Mon copain Isidore m’a envoyé la même carte du lagon bleu chaque Noël, avec presque les mêmes mots : « bon Noël, bonjour de tous les amis, à bientôt j’espère. » Il n’a jamais été très bon pour écrire. A Rangiroa, le choix de cartes n’est pas très varié, et le lagon bleu, c’est ce qu’il y a de plus beau. La première fois, en ouvrant l’enveloppe, ça a été comme si on m’avait donné un coup de poing dans la poitrine. Ce bleu, je le reconnaîtrais entre cent mille. C’est dans ce bleu que je flotte quand je rêve de mon atoll. Même Véronique qui comprend tout ne peut imaginer ce que c’est que d’aller dans le lagon, là où on ne voit la terre que comme un fin trait de crayon au loin. On arrête le moteur du bateau. Le lagon est plat. Les nuages se reflètent dans l’eau. Le silence est total. On est suspendu dans le bleu. Le temps s’arrête. Rangiroa, dans notre langue, ça veut dire « Grand Ciel ». Peut-être qu’un jour mes parents, Eloïse et Benoît connaîtront ça. J’aimerais bien.
Janine TEISSON, Taourama et le lagon bleu.
Tempo - Syros
105 pages – 5,95€
Paru en 2011
L’auteur : Janine TEISSON a vécu son enfance au Maroc, sa jeunesse en Côte-d’Ivoire. Parvenue au milieu de sa vie (statistiquement), après avoir été enseignante, éducatrice, clown, couturière, elle s’est lancée dans l’écriture. Sans doute pour continuer à faire rire, réfléchir ou pleurer, à créer de la beauté, à faire des plans, à aller à l’essentiel ou à la fantaisie.

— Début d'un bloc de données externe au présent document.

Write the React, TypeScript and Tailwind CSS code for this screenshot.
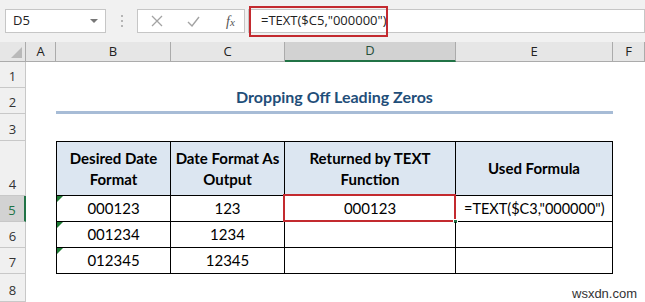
import React from "react";

const colLetters = ["A", "B", "C", "D", "E", "F"];
const rowNums = [1, 2, 3, 4, 5, 6, 7, 8];

const data = [
  { b: "000123", c: "123", d: "000123", e: '=TEXT($C3,"000000")' },
  { b: "001234", c: "1234", d: "", e: "" },
  { b: "012345", c: "12345", d: "", e: "" },
];

const ErrorMark = () => (
  <div className="absolute left-0 top-0 w-0 h-0 border-t-[6px] border-r-[6px] border-t-[#1e7b34] border-r-transparent"></div>
);

const App = () => {
  return (
    <div className="w-[645px] h-[302px] overflow-hidden bg-white relative font-['Lato',sans-serif] text-black">
      {/* formula bar */}
      <div className="h-[42px] bg-[#f1f1f1] flex items-center pl-[5px] font-['Open_Sans',sans-serif]">
        <div className="w-[101px] h-[24px] bg-white border border-[#c6c6c6] flex items-center justify-between pl-[7px] pr-[7px] text-[13px] text-[#222]">
          <span>D5</span>
          <div className="w-0 h-0 border-l-[4px] border-r-[4px] border-t-[4px] border-l-transparent border-r-transparent border-t-[#777]"></div>
        </div>
        <div className="w-[31px] flex flex-col items-center gap-[3px]">
          <div className="w-[2px] h-[2px] bg-[#b5b5b5]"></div>
          <div className="w-[2px] h-[2px] bg-[#b5b5b5]"></div>
          <div className="w-[2px] h-[2px] bg-[#b5b5b5]"></div>
        </div>
        <div className="w-[108px] h-[24px] bg-white border border-[#c6c6c6] flex items-center pl-[12px]">
          <svg width="12" height="12" viewBox="0 0 12 12" className="ml-[1px]">
            <path d="M1 1 L11 11 M11 1 L1 11" stroke="#a3a3a3" strokeWidth="1.3" />
          </svg>
          <svg width="13" height="11" viewBox="0 0 13 11" className="ml-[24px]">
            <path d="M1 6 L5 10 L12 1" stroke="#a3a3a3" strokeWidth="1.4" fill="none" />
          </svg>
          <span className="ml-[26px] font-['Liberation_Serif',serif] italic text-[14px] text-[#555]">
            f<span className="text-[11px]">x</span>
          </span>
        </div>
        <div className="flex-1 h-[24px] bg-white border border-[#c6c6c6] ml-[3px] flex items-center pl-[12px] text-[13px] text-[#222] relative">
          <span>=TEXT($C5,"000000")</span>
          <div className="absolute left-[0px] top-[-4px] w-[139px] h-[31px] border-[2px] border-[#c32a2f]"></div>
        </div>
      </div>

      {/* sheet */}
      <div className="grid grid-cols-[26px_30px_115px_114px_171px_157px_1fr] grid-rows-[20px_26px_26px_27px_55px_26px_26px_26px_1fr] h-[260px]">
        {/* corner */}
        <div className="bg-[#e6e6e6] border-r border-b border-[#ababab] relative">
          <svg className="absolute right-[3px] bottom-[3px]" width="11" height="11" viewBox="0 0 11 11">
            <path d="M11 0 L11 11 L0 11 Z" fill="#b9b9b9" />
          </svg>
        </div>
        {colLetters.map((c) => (
          <div
            key={c}
            className={
              c === "D"
                ? "bg-[#d2d2d2] border-r border-[#ababab] border-b-2 border-b-[#217346] flex items-center justify-center text-[13px] font-['Open_Sans',sans-serif] text-[#26503a]"
                : "bg-[#e6e6e6] border-r border-b border-[#ababab] flex items-center justify-center text-[13px] font-['Open_Sans',sans-serif] text-[#222]"
            }
          >
            {c}
          </div>
        ))}

        {rowNums.map((r) => {
          const header = (
            <div
              key={"h" + r}
              className={
                r === 5
                  ? "bg-[#d2d2d2] border-r-2 border-r-[#217346] border-b border-[#c8c8c8] flex items-end justify-center pb-[1px] text-[13px] font-['Open_Sans',sans-serif] text-[#217346]"
                  : "bg-[#f0f0f0] border-r border-b border-[#c8c8c8] flex items-end justify-center pb-[1px] text-[13px] font-['Open_Sans',sans-serif] text-[#333]"
              }
            >
              {r}
            </div>
          );

          if (r === 2) {
            return (
              <React.Fragment key={r}>
                {header}
                <div></div>
                <div className="col-span-4 border-b-[3px] border-[#a7bcd6] flex items-end justify-center pb-[2px] text-[16px] font-bold text-[#1f4e79]">
                  Dropping Off Leading Zeros
                </div>
                <div></div>
              </React.Fragment>
            );
          }

          if (r === 4) {
            const heads = [
              ["Desired Date", "Format"],
              ["Date Format As", "Output"],
              ["Returned by TEXT", "Function"],
              ["Used Formula"],
            ];
            return (
              <React.Fragment key={r}>
                {header}
                <div></div>
                {heads.map((h, i) => (
                  <div
                    key={i}
                    className={
                      "bg-[#dce6f1] border-t border-r border-b border-black flex flex-col items-center justify-center text-[15px] font-bold leading-[21px] " +
                      (i === 0 ? "border-l" : "")
                    }
                  >
                    {h.map((line) => (
                      <span key={line}>{line}</span>
                    ))}
                  </div>
                ))}
                <div></div>
              </React.Fragment>
            );
          }

          if (r >= 5 && r <= 7) {
            const row = data[r - 5];
            return (
              <React.Fragment key={r}>
                {header}
                <div></div>
                <div className="relative border-l border-r border-b border-black flex items-center justify-center text-[15px]">
                  <ErrorMark />
                  {row.b}
                </div>
                <div className="border-r border-b border-black flex items-center justify-center text-[15px]">
                  {row.c}
                </div>
                <div className="relative border-r border-b border-black flex items-center justify-center text-[15px]">
                  {row.d}
                  {r === 5 && (
                    <>
                      <div className="absolute left-[-2px] top-[-2px] right-[-1px] bottom-[-1px] border-[2px] border-[#c32a2f]"></div>
                      <div className="absolute right-[-3px] bottom-[-3px] w-[5px] h-[5px] bg-[#217346] border border-white"></div>
                    </>
                  )}
                </div>
                <div className="border-r border-b border-black flex items-center pl-[8px] text-[14.5px]">
                  {row.e}
                </div>
                <div></div>
              </React.Fragment>
            );
          }

          return (
            <React.Fragment key={r}>
              {header}
              <div className="col-span-6"></div>
            </React.Fragment>
          );
        })}
        {/* filler row header */}
        <div className="bg-[#f0f0f0] border-r border-[#c8c8c8]"></div>
        <div className="col-span-6"></div>
      </div>

      <div className="absolute left-[572px] top-[284px] font-['Liberation_Sans',sans-serif] text-[13px] text-[#333]">
        wsxdn.com
      </div>
    </div>
  );
};

export default App;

Son goût de la diversité s’exprime dans ses livres qui s’adressent aux adultes, aux enfants, aux adolescents. Joie et gravité, cruauté et tendresse et par-dessus tout plaisir d’écrire pour tous publics se mêlent dans ses nouvelles, contes, récits autobiographiques, romans (contemporains, policiers, SF, romans historiques).